R — Rich Error Returns
Return structured errors with codes, not exceptions or empty strings. The agent needs actionable error info to recover.
T — Typed Outputs
Return typed data (dict with known keys) not raw strings. LLMs parse structured data much more reliably.
Tool Description Template
def get_station_cycle_time(station_id: str, product_line: str) -> dict: """ Retrieve the measured cycle time for a manufacturing station. Use this when you need the actual (measured) cycle time for a station to compare against TAKT time. Do NOT use for theoretical times. Args: station_id: Station identifier (e.g., "ST-003", "WASH-01") product_line: Product line code (e.g., "2kWh", "12kWh", "HeroPack") Returns: { "station_id": str, "cycle_time_seconds": float, "last_measured": ISO8601 date, "measurement_count": int } Errors: STATION_NOT_FOUND — station_id does not exist LINE_NOT_FOUND — product_line does not exist NO_DATA — station exists but no measurements yet """
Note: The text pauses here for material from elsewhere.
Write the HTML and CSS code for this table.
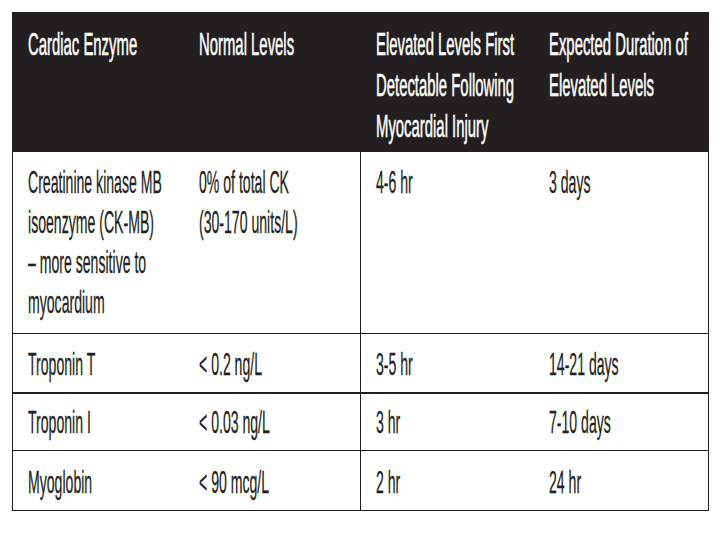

Quick Reference Cheatsheet
| Topic | Key Fact |
|---|---|
| MCP Transport (local) | stdio — subprocess communication, zero network overhead |
| MCP Transport (remote) | HTTP + SSE — stateful connection per session, supports auth headers |
| MCP Message Format | JSON-RPC 2.0 — {"jsonrpc":"2.0","method":"tools/call","params":{},"id":1} |
| MCP Lifecycle | initialize → list capabilities → call tools → terminate |
| ReAct max steps | Default: 10-15. For complex tasks: 25-50. Always set explicitly. |
| LangGraph state | TypedDict. All agent data lives in state. Nodes read + write state. |
| Prompt caching savings | ~90% cost reduction on cached tokens. Min 1024 tokens to cache. |
| Best tool count per agent | 5-15 tools. Over 20 → significant performance degradation. |
| Structured output reliability | Pydantic + with_structured_output() > regex parsing > raw string parsing |
| Agent memory types | In-context (ephemeral), External DB (persistent), Semantic (vector store) |
| FastMCP install | uv add fastmcp (Python 3.10+) |
| LangGraph install | uv pip install langgraph langchain-anthropic langchain-mcp-adapters |
The 3-Layer Stack for Production
Layer 1 — Tool Layer: MCP servers expose capabilities (domain tools, data access). Layer 2 — Agent Layer: LangGraph agents orchestrate multi-step reasoning using MCP tools. Layer 3 — Eval Layer: LLM-as-Judge + W&B track quality over time and catch regressions.